Sunday, April 3, 2011

Government mandates increased use of ethanol and corn prices skyrocket. Who could have seen that coming?

Here is a case of a Government program that originally had good intentions but wasn't thought all the way through and in the end will do more harm than good.   In order to reduce our Nation's dependency on foreign oil and I suppose to reduce greenhouse gas emissions (although I question the math), the Government enacted the Energy Policy Act of 2005 with all sorts of provisions to increase the use of renewable fuels (read: ethanol). Here is a good link to get up to speed on details of the Government's efforts to replace petroleum with renewable fuels..  Texas State Energy Conservation Office: Ethanol Incentives

  The U.S. Environmental Protection Agency (EPA) announced in February 2008 that it is raising the renewable fuel standard (RFS) for 2008 to comply with the Energy Independence and Security Act, which President Bush signed in December 2007. The RFS applies to refiners, importers, and non-oxygenate blenders of gasoline and sets a minimum percentage of the fuel that must be displaced with renewable fuels, such as ethanol. The EPA is raising that minimum percentage from 4.66% to 7.76%, a 66% increase, in order to meet the new energy act's requirement to consume 9 billion gallons of renewable fuels in 2008. The requirement will continue to ratchet up each year until it reaches 36 billion gallons in 2022.
And to illustrate the Theory of Unintended Consequences, the price of corn has been skyrocketing, doubling in the past year alone.  Corn is King as Farmers Chase Prices

Demand for corn is so strong—thanks to the expanding appetite of the federally supported ethanol-fuel industry, record-high prices of corn-fed livestock and booming farm exports—that grain traders are worried that even the bumper corn harvest farmers could produce this year might not be enough to rebuild unusually low U.S. corn reserves to comfortable levels.
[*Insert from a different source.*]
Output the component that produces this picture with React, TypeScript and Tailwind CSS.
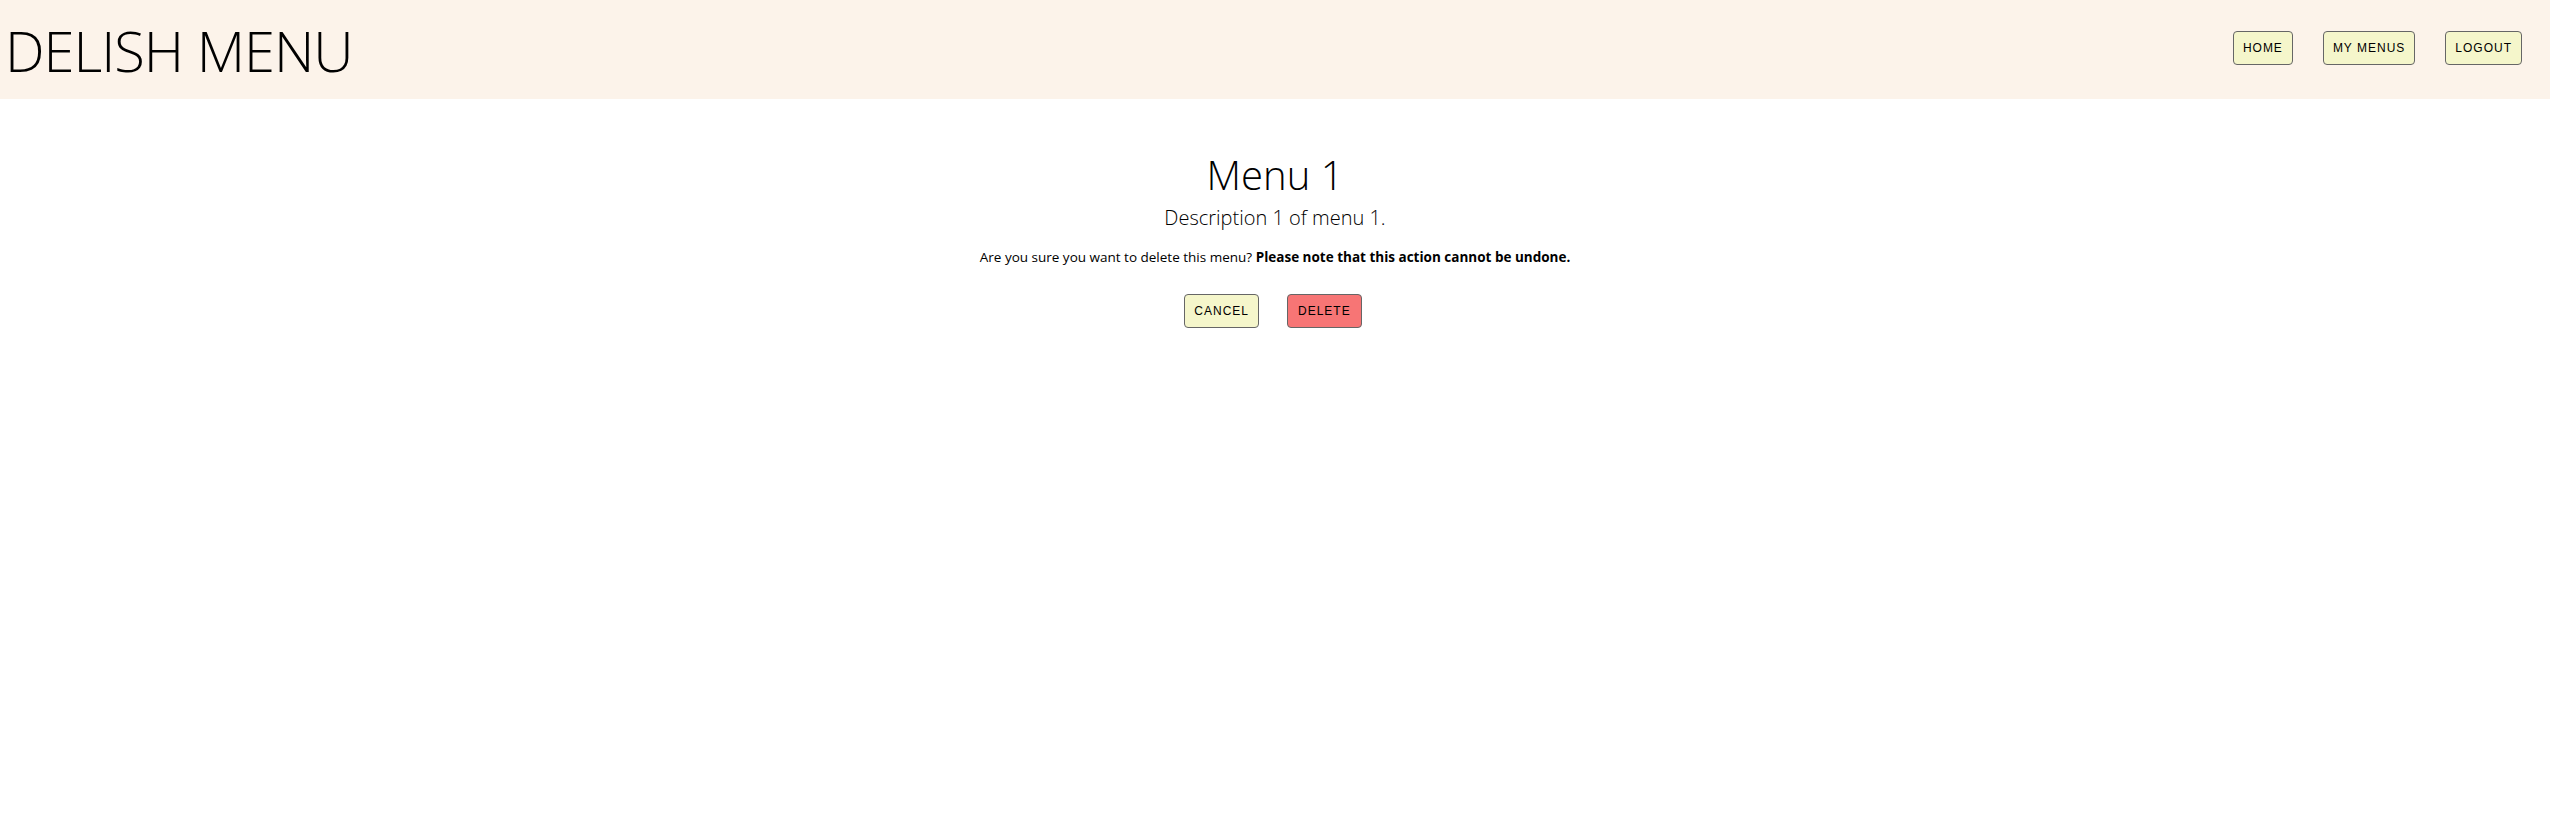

The USDA reported that the amount of corn stored around the U.S. had plunged by a steeper-than-expected 15% on March 1 from a year ago, signaling that prices may have to climb further to cool intense demand.
So, Americans and everyone else in the world will pay more for corn and all other agricultural commodities as well because acreage has been converted to corn production to chase higher prices. We the taxpayers are subsidizing a burgeoning industry that by design will make all our food more expensive. There is plenty of oil in the ground for the taking but we let it stay there and take food and convert it into fuel instead. This way we can pay more for fuel and more for food. Genius of a plan there Washington.

Fast forward a couple years and the USA's short-sighted ethanol policy will be getting blamed for vulnerable people starving all around the world, creating social unrest, political upheaval and a global humanitarian  crisis.  Lets just hope for good weather and bumper crops.